Es ist ein paar Monate her, seitdem Hannah auf ihrem Pensionskonto nachgesehen hat, aber diese Zahl hat sich in ihr Gedächtnis eingebrannt: 500. Wenn Hannah in Pension geht, stehen ihr laut Kontoauszug 500 Euro im Monat zu. Es wird mehr werden, allein schon, weil in Österreich der Staat niedrige Pensionen aufstockt. Aber sie ist sich sicher: "Ich werde nur die Mindestpension bekommen."

Der Grund dafür ist simpel. Die 45-jährige Sozialarbeiterin hat zu wenig verdient. Sie hat nur Teilzeit gearbeitet. Zuerst, weil sie das wollte, dann, weil ihr Kind zur Welt kam. 25 Stunden in der Woche berät sie jetzt Arbeitslose in Wien. Warum macht sie nicht mehr? "Ich bin Alleinerzieherin", sagt Hannah. Ihre fünfjährige Tochter und sie "schaffen" nicht mehr als sieben Stunden Kindergarten am Tag. Hat sie Sorgen wegen der Pension? "Das ist weit weg. Ich habe genug Alltagssorgen."

Es waren Frauen wie Hannah, über die Arbeitsminister Martin Kocher (auf ÖVP-Ticket) vergangene Woche vermutlich sprach, als er eine neue Debatte über Teilzeit lostrat.

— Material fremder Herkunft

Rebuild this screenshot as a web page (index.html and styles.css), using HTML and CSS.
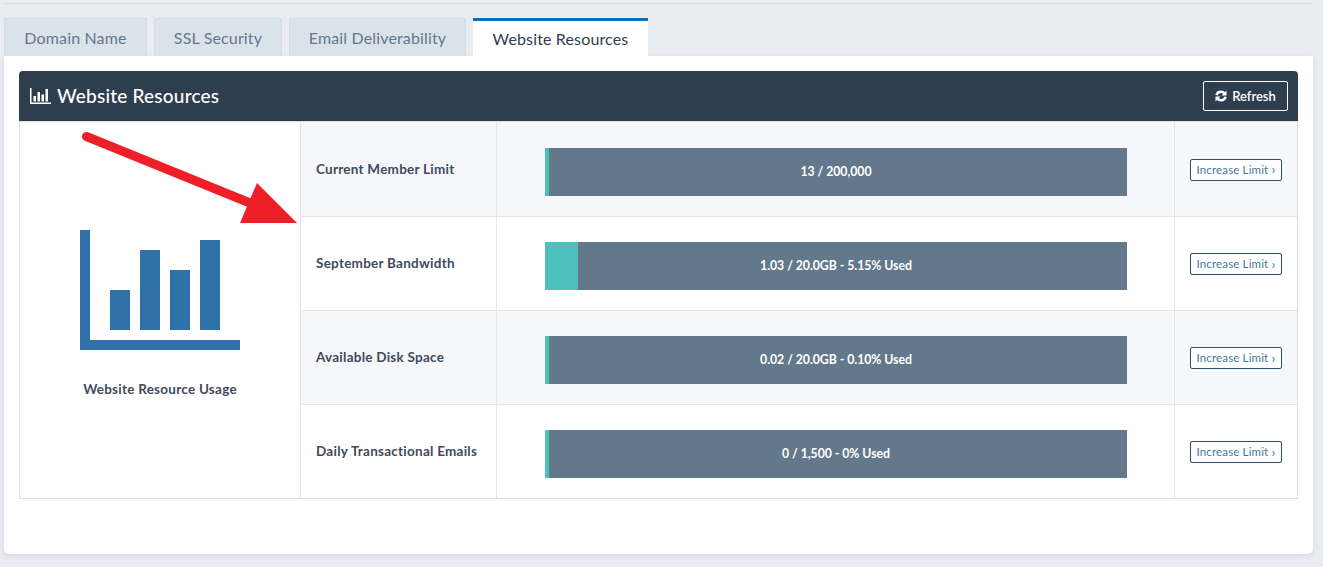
FILE: index.html
```html
<!DOCTYPE html>
<html lang="en">
<head>
<meta charset="utf-8">
<title>Website Resources</title>
<link rel="stylesheet" href="styles.css">
</head>
<body>
<div class="page">
  <div class="tabs">
    <a class="tab tab-domain">Domain Name</a>
    <a class="tab tab-ssl">SSL Security</a>
    <a class="tab tab-email">Email Deliverability</a>
    <a class="tab tab-active">Website Resources</a>
  </div>
  <section class="panel">
    <header class="panel-head">
      <h2 class="panel-title">
        <svg class="title-icon" viewBox="0 0 21 16" width="21" height="16" aria-hidden="true"><path fill="#fff" d="M0 0h1.500v14.500H21V16H0zM3.500 8h2.500v5.500H3.500zM7.500 4h2.500v9.500H7.500zM11.500 6.500h2.500v7H11.500zM15.500 1h2.500v12.500h-2.500z"/></svg>
        <span class="title-text">Website Resources</span>
      </h2>
      <button class="refresh">
        <svg class="refresh-icon" viewBox="0 0 24 24" width="12" height="12" aria-hidden="true"><path fill="none" stroke="#fff" stroke-width="5" d="M3 10.500C4 6 7.500 3.500 12 3.500c3 0 5.500 1.500 7 3.500M21 13.500c-1 4.500-4.500 7-9 7-3 0-5.500-1.500-7-3.500"/><path fill="#fff" d="M23 1v10h-10zM1 23V13h10z"/></svg>
        Refresh
      </button>
    </header>
    <div class="resources">
      <div class="summary">
        <svg class="summary-icon" viewBox="0 0 160 120" width="160" height="120" aria-hidden="true"><path fill="#3070a9" d="M0 0h10v110h150v10H0zM30 60h20v40H30zM60 20h20v80H60zM90 40h20v60H90zM120 10h20v90h-20z"/></svg>
        <p class="summary-label">Website Resource Usage</p>
      </div>
      <div class="rows">
        <div class="row row-alt">
          <div class="cell-name">Current Member Limit</div>
          <div class="cell-bar"><div class="bar"><div class="bar-fill" style="width:4px"></div><span class="bar-text">13 / 200,000</span></div></div>
          <div class="cell-action"><a class="increase">Increase Limit <span class="chev">›</span></a></div>
        </div>
        <div class="row">
          <div class="cell-name">September Bandwidth</div>
          <div class="cell-bar"><div class="bar"><div class="bar-fill" style="width:33px"></div><span class="bar-text">1.03 / 20.0GB - 5.15% Used</span></div></div>
          <div class="cell-action"><a class="increase">Increase Limit <span class="chev">›</span></a></div>
        </div>
        <div class="row row-alt">
          <div class="cell-name">Available Disk Space</div>
          <div class="cell-bar"><div class="bar"><div class="bar-fill" style="width:4px"></div><span class="bar-text">0.02 / 20.0GB - 0.10% Used</span></div></div>
          <div class="cell-action"><a class="increase">Increase Limit <span class="chev">›</span></a></div>
        </div>
        <div class="row">
          <div class="cell-name">Daily Transactional Emails</div>
          <div class="cell-bar"><div class="bar"><div class="bar-fill" style="width:4px"></div><span class="bar-text">0 / 1,500 - 0% Used</span></div></div>
          <div class="cell-action"><a class="increase">Increase Limit <span class="chev">›</span></a></div>
        </div>
      </div>
    </div>
  </section>
  <svg class="arrow" viewBox="0 0 240 100" width="240" height="100" aria-hidden="true"><path fill="none" stroke="#ee1f26" stroke-width="9" stroke-linecap="round" d="M4.500 4.500L168 71"/><path fill="#ee1f26" d="M175 51L215 91H158z"/></svg>
</div>
</body>
</html>
```
FILE: styles.css
```css
* { box-sizing: border-box; }
html, body { margin: 0; height: 567px; overflow: hidden; }
body {
  background: #e9edf2;
  font-family: "Lato", "Noto Sans", sans-serif;
  color: #3f4b5b;
}
.page {
  position: relative;
  margin: 3px 10px 0 4px;
  border-top: 1px solid #d8dde2;
  padding-top: 14px;
}
.tabs { display: flex; gap: 7px; height: 38px; }
.tab {
  display: flex;
  align-items: center;
  justify-content: center;
  background: #dbe3ea;
  border: 1px solid #d0dbe4;
  border-bottom: 0;
  color: #65778b;
  font-size: 16px;
  letter-spacing: 0.15px;
}
.tab-domain { width: 143px; }
.tab-ssl { width: 128px; }
.tab-email { width: 177px; }
.tab-active {
  width: 175px;
  background: #fff;
  border: 0;
  border-top: 3px solid #0070bf;
  color: #2f3e4e;
}
.panel {
  height: 498px;
  background: #fff;
  border-radius: 0 0 5px 5px;
  box-shadow: 0 2px 5px rgba(60, 75, 95, 0.13);
  padding: 15px;
}
.panel-head {
  display: flex;
  align-items: center;
  justify-content: space-between;
  height: 50px;
  background: #2f3e4f;
  border-radius: 4px 4px 0 0;
  padding: 0 10px 0 11px;
}
.panel-title {
  display: flex;
  align-items: center;
  gap: 6px;
  margin: 0;
  color: #fff;
  font-size: 19px;
  font-weight: 500;
  letter-spacing: 0.2px;
}
.title-text { padding-bottom: 2px; }
.title-icon { display: block; }
.refresh {
  display: flex;
  align-items: center;
  justify-content: center;
  gap: 5px;
  width: 85px;
  height: 30px;
  background: transparent;
  border: 1px solid #fff;
  border-radius: 2px;
  color: #fff;
  font: 600 13px "Lato", sans-serif;
}
.resources {
  display: flex;
  height: 378px;
  border: 1px solid #dcdee0;
}
.summary {
  width: 281px;
  flex: none;
  border-right: 1px solid #e2e4e6;
  padding: 108px 0 0 60px;
}
.summary-icon { display: block; }
.summary-label {
  margin: 31px 0 0 -60px;
  text-align: center;
  font-size: 13.500px;
  font-weight: 700;
  letter-spacing: 0.25px;
  line-height: 16px;
}
.rows { flex: 1; display: flex; flex-direction: column; }
.row {
  height: 94px;
  flex: none;
  display: flex;
}
.row + .row { border-top: 1px solid #e3e5e8; }
.row + .row .cell-name { padding-bottom: 2px; }
.row-alt { background: #f5f7fa; }
.cell-name {
  width: 196px;
  flex: none;
  display: flex;
  align-items: center;
  padding: 0 0 0 15px;
  border-right: 1px solid #e6e7e9;
  font-size: 13.500px;
  font-weight: 700;
  letter-spacing: 0.25px;
}
.cell-bar {
  width: 678px;
  flex: none;
  display: flex;
  align-items: center;
  padding: 5px 47px 0 48px;
  border-right: 1px solid #e6e7e9;
}
.bar {
  position: relative;
  width: 100%;
  height: 48px;
  background: #64788c;
}
.bar-fill { height: 100%; background: #4dbfbc; }
.bar-text {
  position: absolute;
  inset: 0 0 1px;
  display: flex;
  align-items: center;
  justify-content: center;
  color: #fff;
  font-size: 12.300px;
  font-weight: 700;
  letter-spacing: -0.05px;
}
.cell-action {
  flex: 1;
  display: flex;
  align-items: center;
  justify-content: center;
  padding-top: 1px;
}
.increase {
  display: flex;
  align-items: center;
  justify-content: center;
  gap: 3px;
  width: 92px;
  height: 22px;
  padding-bottom: 1px;
  background: #fff;
  border: 1px solid #2d4e72;
  border-radius: 2px;
  color: #45789f;
  font-size: 11.500px;
  letter-spacing: 0.15px;
}
.chev { font-size: 14px; line-height: 14px; }
.arrow {
  position: absolute;
  left: 78px;
  top: 128px;
}
```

Er plädierte im Profil dafür, das Steuersystem so umzukrempeln, dass es für Frauen attraktiver wird, mehr zu arbeiten. Es ist nicht der erste Vorstoß dieser Art. Immer wieder wird über die "Teilzeitfalle" diskutiert, die dazu beiträgt, dass Frauen weniger arbeiten und verdienen als Männer und daher in der Pension verlieren.

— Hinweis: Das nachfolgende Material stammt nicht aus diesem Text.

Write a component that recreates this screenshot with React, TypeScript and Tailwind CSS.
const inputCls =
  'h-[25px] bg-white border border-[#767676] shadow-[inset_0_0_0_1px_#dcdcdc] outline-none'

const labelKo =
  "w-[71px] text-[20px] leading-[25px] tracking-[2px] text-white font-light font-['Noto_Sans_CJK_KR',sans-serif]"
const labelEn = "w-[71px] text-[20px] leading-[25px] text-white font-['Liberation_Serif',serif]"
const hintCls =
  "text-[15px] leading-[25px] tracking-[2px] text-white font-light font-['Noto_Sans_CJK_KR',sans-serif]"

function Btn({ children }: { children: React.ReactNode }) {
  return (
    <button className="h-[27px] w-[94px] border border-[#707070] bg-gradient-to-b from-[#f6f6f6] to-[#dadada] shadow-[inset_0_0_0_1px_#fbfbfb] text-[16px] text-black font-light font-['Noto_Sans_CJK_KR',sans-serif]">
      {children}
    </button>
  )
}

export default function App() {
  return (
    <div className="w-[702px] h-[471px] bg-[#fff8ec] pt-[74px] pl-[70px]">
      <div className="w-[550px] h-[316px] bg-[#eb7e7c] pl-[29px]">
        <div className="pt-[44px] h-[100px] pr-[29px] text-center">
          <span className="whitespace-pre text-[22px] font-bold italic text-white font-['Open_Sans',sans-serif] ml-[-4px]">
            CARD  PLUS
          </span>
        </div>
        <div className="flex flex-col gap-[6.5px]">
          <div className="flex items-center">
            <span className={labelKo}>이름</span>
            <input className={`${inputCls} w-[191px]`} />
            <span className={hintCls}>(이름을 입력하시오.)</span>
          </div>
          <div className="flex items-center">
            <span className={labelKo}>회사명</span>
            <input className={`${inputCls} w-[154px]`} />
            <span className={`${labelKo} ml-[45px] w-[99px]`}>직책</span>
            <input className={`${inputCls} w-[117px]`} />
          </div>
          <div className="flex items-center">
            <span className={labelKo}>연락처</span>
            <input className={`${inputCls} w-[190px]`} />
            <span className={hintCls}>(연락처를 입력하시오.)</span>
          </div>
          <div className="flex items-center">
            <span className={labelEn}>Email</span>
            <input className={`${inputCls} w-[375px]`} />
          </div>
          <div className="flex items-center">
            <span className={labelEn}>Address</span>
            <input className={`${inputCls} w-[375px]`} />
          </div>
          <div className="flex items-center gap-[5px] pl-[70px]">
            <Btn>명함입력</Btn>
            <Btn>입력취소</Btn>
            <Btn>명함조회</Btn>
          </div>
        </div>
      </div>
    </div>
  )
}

Aber welche Ideen gibt es, daran etwas zu ändern, und wie groß ist das Problem? Sich der Frage zu nähern ist schwer, weil belastbare Zahlen dazu, was Frauen in Teilzeit drängt, fehlen. Ein Argument dreht sich um finanzielle Anreize. Jahreseinkommen bis 11.000 Euro sind in Österreich steuerfrei, darüber hinaus ist jeder zusätzlich verdiente Euro mit 20 Prozent zu versteuern.

Eine Schwelle, aber wie hoch?

Wie sehr diese Schwelle Frauen davon abhält, mehr zu arbeiten, ist unklar. Der Salzburger Ökonom Jörg Paetzold hat in einer Studie nachgewiesen, dass die Steuerschwelle tatsächlich für Frauen abschreckend wirkt. Aber seine Zahlen beziehen sich auf die Zeit nach 2005, als der Eingangsteuersatz nicht bei 20, sondern bei 38,3 Prozent lag. Aktuell lässt sich also nur annehmen, dass Steuern eine Rolle in der Teilzeitsaga spielen. Wir brauchen handfeste Zahlen: So lautet die erste Conclusio.

Sicher ist, dass Kinder und die Aufteilung der unbezahlten Arbeit zwischen den Geschlechtern eine große Rolle spielen, wie die Ökonomin Katharina Mader sagt. So arbeiten 25 Prozent der Frauen zwischen 25 und 49 Jahren ohne Kinder in Teilzeit, aber 74 Prozent der Mütter. Männer erhöhen sogar ihre Arbeitszeit nach der Geburt eines Kindes.

Mader spricht davon, dass ein System von inneren wie äußeren Erwartung wirkt: Männer sehen sich als jene, die das Geld verdienen. Frauen fällt die Rolle zu, sich um die Kinder zu kümmern. Der soziale Druck spiele eine Rolle. Dass Teilzeit weiblich ist, liegt aber auch an Unternehmen: In gewissen Branchen, wo viele Frauen hineindrängen, wie im Handel, werden kaum Vollzeitjobs angeboten, sagt Ökonomin Christine Mayrhuber vom Forschungsinstitut Wifo.

Steuern, Kinder, die Nachfrage von Unternehmen: Die hohe Teilzeitquote hat also viele Ursachen.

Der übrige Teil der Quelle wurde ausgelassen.